[Source records]

----------------

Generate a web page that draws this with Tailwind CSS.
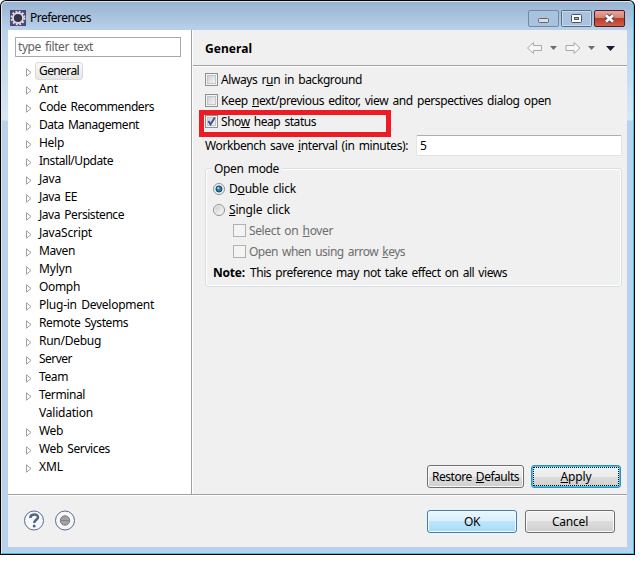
<!DOCTYPE html>
<html lang="en">
<head>
<meta charset="utf-8">
<title>Preferences</title>
<script src="https://cdn.jsdelivr.net/npm/@tailwindcss/browser@4"></script>
</head>
<body class="bg-white w-[643px] h-[564px] overflow-hidden font-['Noto_Sans',sans-serif] text-[12px] leading-[18px] text-black">
<svg class="hidden">
  <symbol id="tri" viewBox="0 0 6 9"><path d="M.5 .8V8.2L5 4.5Z" fill="#fff" stroke="#a0a0a0"/></symbol>
</svg>
<main class="w-[635px] h-[555px] bg-black pt-px pl-px pr-px pb-px rounded-t-[6px]">
 <div class="w-full h-full rounded-t-[5px] bg-[linear-gradient(#b9d1ea_28px,#d9e7f5_118px,#b9d1ea_119px)] border-r border-b border-r-[#3cc4e8] border-b-[#3cc4e8] border-l border-l-[#dce9f5] border-t border-t-[#dde7f1] flex flex-col pl-[6px] pr-[6px] pb-[6px]">
  <header class="h-[28px] shrink-0 -mx-[6px] px-[8px] flex items-start bg-linear-to-b from-[#98b3d1] to-[#b9d1ea] rounded-t-[5px]">
   <svg class="mt-[8px] w-4 h-4 shrink-0" viewBox="0 0 16 16"><rect width="16" height="16" fill="#51437c"/><circle cx="8" cy="8" r="5" fill="#37304f" stroke="#ddd" stroke-width="1.8"/><circle cx="8" cy="8" r="6.500" fill="none" stroke="#e2e2e2" stroke-width="1.8" stroke-dasharray="1.9 1.5"/></svg>
   <h1 class="ml-[4px] mt-[7px]"><span data-w="61">Preferences</span></h1>
   <div class="ml-auto mt-[8px] flex gap-[2px]">
    <svg width="31" height="17" viewBox="0 0 31 17"><rect x=".5" y=".5" width="30" height="16" rx="1.5" fill="#a9c2de" stroke="#7289a6"/><rect x="10.5" y="8.5" width="10" height="4" rx="1" fill="#ddd" stroke="#62656b"/></svg>
    <svg width="31" height="17" viewBox="0 0 31 17"><rect x=".5" y=".5" width="30" height="16" rx="1.5" fill="#a9c2de" stroke="#586c88"/><rect x="1.5" y="1.5" width="28" height="14" fill="none" stroke="#c9daec"/><rect x="10.5" y="4.5" width="10" height="8" rx="1" fill="#fff" stroke="#4b506b"/><rect x="13.5" y="7.5" width="4" height="2" fill="#9ab5d3" stroke="#4b506b"/></svg>
    <svg width="31" height="17" viewBox="0 0 31 17"><defs><linearGradient id="cl" x2="0" y2="1"><stop stop-color="#e8a99f"/><stop offset=".47" stop-color="#d48172"/><stop offset=".5" stop-color="#b93c25"/><stop offset="1" stop-color="#d1624e"/></linearGradient></defs><rect x=".5" y=".5" width="30" height="16" rx="1.5" fill="url(#cl)" stroke="#521d26"/><path d="M12 5.2L19 11.8M19 5.2L12 11.8" stroke="#4b465d" stroke-width="4.5"/><path d="M12 5.2L19 11.8M19 5.2L12 11.8" stroke="#fff" stroke-width="2.6"/></svg>
   </div>
  </header>
  <div class="flex flex-col grow bg-[#f0f0f0] w-[619px]">
   <div class="flex h-[464px] shrink-0">
    <aside class="w-[184px] bg-white border-r border-[#a0a0a0] shrink-0 pt-[7px] pl-[7px]">
     <div class="w-[166px] h-[20px] border border-[#a9a9b1] pl-[2px] leading-[17px] text-[#626262]"><span data-w="75">type filter text</span></div>
     <ul id="tree" class="mt-[5px]"></ul>
    </aside>
    <section class="grow flex flex-col border-l border-white">
     <div class="h-[36px] shrink-0 border-b border-[#a0a0a0] flex items-center pl-[12px]">
      <h2 class="font-bold mt-[2px]"><span data-w="47">General</span></h2>
      <svg class="ml-auto mr-[10px] mt-[1px]" width="90" height="14" viewBox="0 0 90 14"><path d="M.5 7L6.500 1.500V4.500H14.500V9.500H6.500V12.500ZM53 7L47 1.500V4.500H39V9.500H47V12.500Z" fill="#f7f7f7" stroke="#a8a8a8"/><path d="M23 5H30L26.500 9ZM61 5H68L64.500 9Z" fill="#6d6d6d"/><path d="M79 5H88L83.500 10Z" fill="#211633"/></svg>
     </div>
     <div class="border-t border-white pl-[12px] pt-[2px] grow flex flex-col">
      <label class="flex items-center h-[21px]"><i class="box"></i><span data-w="141">Always r<u>u</u>n in background</span></label>
      <label class="flex items-center h-[21px]"><i class="box"></i><span data-w="330">Keep <u>n</u>ext/previous editor, view and perspectives dialog open</span></label>
      <label class="relative flex items-center h-[21px]"><i class="box" data-on></i><span data-w="95">Sho<u>w</u> heap status</span><b class="absolute -left-[6px] -top-[1px] w-[192px] h-[27px] border-[5px] border-[#ed1c24]"></b></label>
      <div class="flex items-center mt-[3px] h-[21px]"><span data-w="203">Workbench save <u>i</u>nterval (in minutes):</span><div class="ml-[8px] w-[206px] h-[21px] bg-white border border-[#dfe3ea] border-t-[#abadb3] rounded-[2px] pl-[3px] leading-[19px]">5</div></div>
      <fieldset class="relative mt-[12px] w-[417px] h-[119px] border border-[#d5dfe5] rounded-[3px] shadow-[inset_1px_1px_0_#fff,inset_-1px_-1px_0_#fff] pl-[7px] pt-[9px]">
       <span class="absolute left-[5px] -top-[9px] bg-[#f0f0f0] px-[3px]"><span data-w="65">Open mode</span></span>
       <label class="flex items-center h-[21px]"><i class="radio" data-on></i><span data-w="67">D<u>o</u>uble click</span></label>
       <label class="flex items-center h-[21px]"><i class="radio"></i><span data-w="61"><u>S</u>ingle click</span></label>
       <label class="flex items-center h-[21px] ml-[20px] text-[#6d6d6d]"><i class="box" data-off></i><span data-w="84">Select on <u>h</u>over</span></label>
       <label class="flex items-center h-[21px] ml-[20px] text-[#6d6d6d]"><i class="box" data-off></i><span data-w="156">Open when using arrow <u>k</u>eys</span></label>
       <p class="flex items-center h-[21px]"><b class="w-[37px]"><span data-w="32" data-bold>Note:</span></b><span data-w="257">This preference may not take effect on all views</span></p>
      </fieldset>
      <div class="mt-auto mb-[6px] mr-[6px] flex justify-end gap-[7px]">
       <button class="w-[97px] h-[23px] rounded-[3px] border border-[#707070] shadow-[inset_0_0_0_1px_#fafafa] bg-[linear-gradient(#f2f2f2,#ebebeb_50%,#dddddd_50%,#cfcfcf)] leading-[21px]"><span data-w="87">Restore <u>D</u>efaults</span></button>
       <button class="w-[90px] h-[23px] rounded-[3px] border border-[#2c8fc0] shadow-[inset_0_0_0_1px_#45c5ee] bg-[linear-gradient(#f2f2f2,#ebebeb_50%,#dddddd_50%,#cfcfcf)] p-px"><span class="block h-[19px] border border-dotted border-black leading-[17px]"><span data-w="31"><u>A</u>pply</span></span></button>
      </div>
     </div>
    </section>
   </div>
   <footer class="grow border-t border-[#a0a0a0] shadow-[inset_0_1px_0_#fff] flex items-start pl-[16px] pr-[12px]">
    <svg class="mt-[15px]" width="54" height="22" viewBox="0 0 54 22"><g fill="#f7f8fa" stroke="#566b90"><circle cx="10" cy="10.500" r="9.500"/><circle cx="41" cy="10.500" r="9.500"/></g><path d="M6.300 8C6.300 3.300 14 3.300 14 7.300C14 10 10.200 9.800 10.200 13" fill="none" stroke="#50658b" stroke-width="2.500"/><circle cx="10.200" cy="16" r="1.500" fill="#50658b"/><circle cx="41" cy="10.500" r="4.700" fill="#a2a2a2" stroke="#777"/><path d="M37 10.500H45" stroke="#848484"/></svg>
    <div class="ml-auto mt-[15px] flex gap-[8px]">
     <button class="w-[90px] h-[23px] rounded-[3px] border border-[#3c7fb1] shadow-[inset_0_0_0_1px_#f3fbff] bg-[linear-gradient(#eaf6fd,#d9f0fc_50%,#bee6fd_50%,#a7d9f5)] leading-[21px]"><span data-w="16">OK</span></button>
     <button class="w-[90px] h-[23px] rounded-[3px] border border-[#707070] shadow-[inset_0_0_0_1px_#fafafa] bg-[linear-gradient(#f2f2f2,#ebebeb_50%,#dddddd_50%,#cfcfcf)] leading-[21px]"><span data-w="36">Cancel</span></button>
    </div>
   </footer>
  </div>
 </div>
</main>
<script>
const items = [['General',40],['Ant',19],['Code Recommenders',115],['Data Management',100],['Help',25],['Install/Update',74],['Java',22],['Java EE',38],['Java Persistence',85],['JavaScript',53],['Maven',36],['Mylyn',33],['Oomph',41],['Plug-in Development',115],['Remote Systems',89],['Run/Debug',62],['Server',33],['Team',29],['Terminal',46],['Validation',54],['Web',24],['Web Services',71],['XML',24]];
document.getElementById('tree').innerHTML = items.map(([name, w], i) =>
  `<li class="flex items-center h-[18px] pl-[11px]">${name === 'Validation' ? '<i class="w-[6px]"></i>' : '<svg class="w-[6px] h-[9px] mt-[3px]"><use href="#tri"/></svg>'}<span class="ml-[3px] px-[3px] border rounded-[3px] leading-[16px] ${i ? 'border-transparent' : 'border-[#d9d9d9] bg-linear-to-b from-[#fafafa] to-[#e6e6e6]'}"><span data-w="${w}">${name}</span></span></li>`).join('');
const gradient = '<defs><linearGradient id="bg" x2="1" y2="1"><stop stop-color="#cbcfd5"/><stop offset="1" stop-color="#f7f7f7"/></linearGradient></defs>';
document.querySelectorAll('.box').forEach(el => {
  const off = 'off' in el.dataset, on = 'on' in el.dataset;
  el.outerHTML = `<svg class="w-[13px] h-[13px] mr-[3px] shrink-0" viewBox="0 0 13 13">${gradient}<rect x=".5" y=".5" width="12" height="12" fill="#f4f4f4" stroke="${off ? '#b1b1b1' : '#8e8f8f'}"/>${off ? '' : '<rect x="2.5" y="2.5" width="8" height="8" fill="url(#bg)" stroke="#c3c7cc"/>'}${on ? '<path d="M3.500 6L5.500 9.500L9.800 2.500" fill="none" stroke="#414f93" stroke-width="1.900"/>' : ''}</svg>`;
});
document.querySelectorAll('.radio').forEach(el => {
  const on = 'on' in el.dataset;
  el.outerHTML = `<svg class="w-[12px] h-[12px] mr-[4px] shrink-0" viewBox="0 0 12 12">${gradient}<circle cx="6" cy="6" r="5.500" fill="#f4f4f4" stroke="#8e8f8f"/><circle cx="6" cy="6" r="4" fill="url(#bg)"/>${on ? '<circle cx="6" cy="6" r="3" fill="#2583b4" stroke="#173e5c"/><circle cx="5.300" cy="5" r="1.100" fill="#a7e5f7"/>' : ''}</svg>`;
});
/* Give each label its designed width by adjusting the tracking. */
const ctx = document.createElement('canvas').getContext('2d');
const wordGap = 1.5;
document.querySelectorAll('[data-w]').forEach(el => {
  const text = el.textContent, spaces = text.split(' ').length - 1;
  const bold = 'bold' in el.dataset || el.parentElement.tagName === 'H2';
  ctx.font = `${bold ? 'bold ' : ''}12px "Noto Sans"`;
  const natural = ctx.measureText(text).width + spaces * wordGap;
  el.style.whiteSpace = 'nowrap';
  el.style.wordSpacing = wordGap + 'px';
  el.style.letterSpacing = (el.dataset.w - natural) / text.length + 'px';
});
</script>
</body>
</html>
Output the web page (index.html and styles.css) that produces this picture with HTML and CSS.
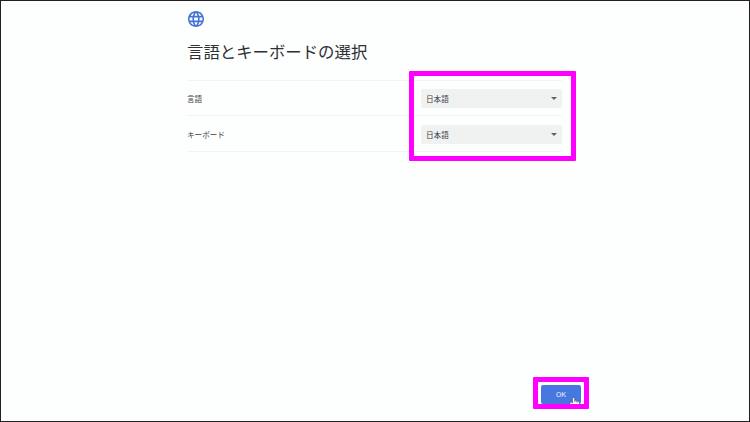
FILE: index.html
```html
<!DOCTYPE html>
<html lang="ja">
<head>
<meta charset="utf-8">
<title>言語とキーボードの選択</title>
<link rel="stylesheet" href="styles.css">
</head>
<body>
<main class="screen">
  <div class="content">
    <svg class="globe" viewBox="2 2 20 20" aria-hidden="true"><path d="M11.99 2C6.47 2 2 6.48 2 12s4.47 10 9.99 10C17.52 22 22 17.52 22 12S17.52 2 11.99 2zm6.93 6h-2.95c-.32-1.25-.78-2.45-1.38-3.56 1.84.63 3.37 1.91 4.33 3.56zM12 4.04c.83 1.2 1.48 2.53 1.91 3.96h-3.82c.43-1.43 1.08-2.76 1.91-3.96zM4.26 14C4.1 13.36 4 12.69 4 12s.1-1.36.26-2h3.38c-.08.66-.14 1.32-.14 2s.06 1.34.14 2H4.26zm.82 2h2.95c.32 1.25.78 2.45 1.38 3.56-1.84-.63-3.37-1.9-4.33-3.56zm2.95-8H5.08c.96-1.66 2.49-2.93 4.33-3.56C8.81 5.55 8.35 6.75 8.03 8zM12 19.96c-.83-1.2-1.48-2.53-1.91-3.96h3.82c-.43 1.43-1.08 2.76-1.91 3.96zM14.34 14H9.66c-.09-.66-.16-1.32-.16-2s.07-1.35.16-2h4.68c.09.65.16 1.32.16 2s-.07 1.34-.16 2zm.25 5.56c.6-1.11 1.06-2.31 1.38-3.56h2.95c-.96 1.65-2.49 2.93-4.33 3.56zM16.36 14c.08-.66.14-1.32.14-2s-.06-1.34-.14-2h3.38c.16.64.26 1.31.26 2s-.1 1.36-.26 2h-3.38z"/></svg>
    <h1 class="title">言語とキーボードの選択</h1>
    <div class="settings">
      <div class="row">
        <span class="label">言語</span>
        <div class="select"><span>日本語</span><i class="arrow"></i></div>
      </div>
      <div class="row row-keyboard">
        <span class="label">キーボード</span>
        <div class="select"><span>日本語</span><i class="arrow"></i></div>
      </div>
      <div class="highlight highlight-settings"></div>
    </div>
  </div>
  <footer class="footer">
    <div class="action">
      <button class="ok">OK</button>
      <svg class="cursor" viewBox="0 0 11 10" aria-hidden="true"><path d="M3 9.8.8 6.2Q.5 4.7 2 5l1.5 1V1.4Q3.6.5 4.6.5t1.1.9v2q1-.4 1.6.3 1-.3 1.5.5 1.5-.2 1.7.9v4.7z"/><path class="fingers" d="M5.7 3.4v1.8M7.3 3.8v1.7M8.8 4.2v1.5"/></svg>
      <div class="highlight highlight-ok"></div>
    </div>
  </footer>
</main>
</body>
</html>
```

FILE: styles.css
```css
* {
  box-sizing: border-box;
}

body {
  margin: 0;
  font-family: "Noto Sans CJK JP", sans-serif;
  color: #3c4043;
}

.screen {
  display: flex;
  flex-direction: column;
  justify-content: space-between;
  width: 750px;
  height: 422px;
  border: 1px solid #231f20;
  background: #fdfefe;
}

.content {
  width: 375px;
  margin-left: 186px;
  padding-top: 10px;
}

.globe {
  display: block;
  width: 16px;
  height: 16px;
  margin-left: 1px;
  fill: #4472d9;
}

.title {
  margin: 11px 0 0;
  font-size: 16.4px;
  font-weight: 400;
  line-height: 26px;
  white-space: nowrap;
  color: #2e3033;
}

.settings {
  position: relative;
  margin-top: 16px;
  border-top: 1px solid #f1f3f3;
}

.row {
  display: flex;
  align-items: center;
  justify-content: space-between;
  height: 35px;
  border-bottom: 1px solid #f1f3f3;
}

.row-keyboard {
  height: 36px;
  padding-top: 1px;
}

.label {
  font-size: 7.6px;
}

.select {
  display: flex;
  align-items: center;
  justify-content: space-between;
  width: 141px;
  height: 19px;
  padding: 0 5px;
  border-radius: 2px;
  background: #f0f2f2;
  font-size: 7.6px;
}

.arrow {
  border: 3px solid transparent;
  border-top-color: #5f6368;
  border-bottom: 0;
}

.highlight {
  position: absolute;
  border: 5px solid #ff00ff;
  border-radius: 1px;
}

.highlight-settings {
  top: -10px;
  left: 222px;
  width: 167px;
  height: 90px;
}

.footer {
  display: flex;
  padding: 0 0 17px 540px;
}

.action {
  position: relative;
}

.ok {
  display: block;
  width: 40px;
  height: 19px;
  padding: 0;
  border: 0;
  border-radius: 2px;
  background: #4778df;
  color: #e8effc;
  font: 400 7.6px Roboto, sans-serif;
}

.cursor {
  position: absolute;
  top: 12px;
  left: 28px;
  width: 11px;
  height: 10px;
  fill: #fff;
  stroke: #333c55;
  stroke-width: .55;
}

.fingers {
  fill: none;
}

.highlight-ok {
  top: -8px;
  left: -8px;
  width: 56px;
  height: 32px;
}
```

----------------

Work out how many lines of the listing above include the word "that". Reply with nothing but the count.

**Correct output:** 2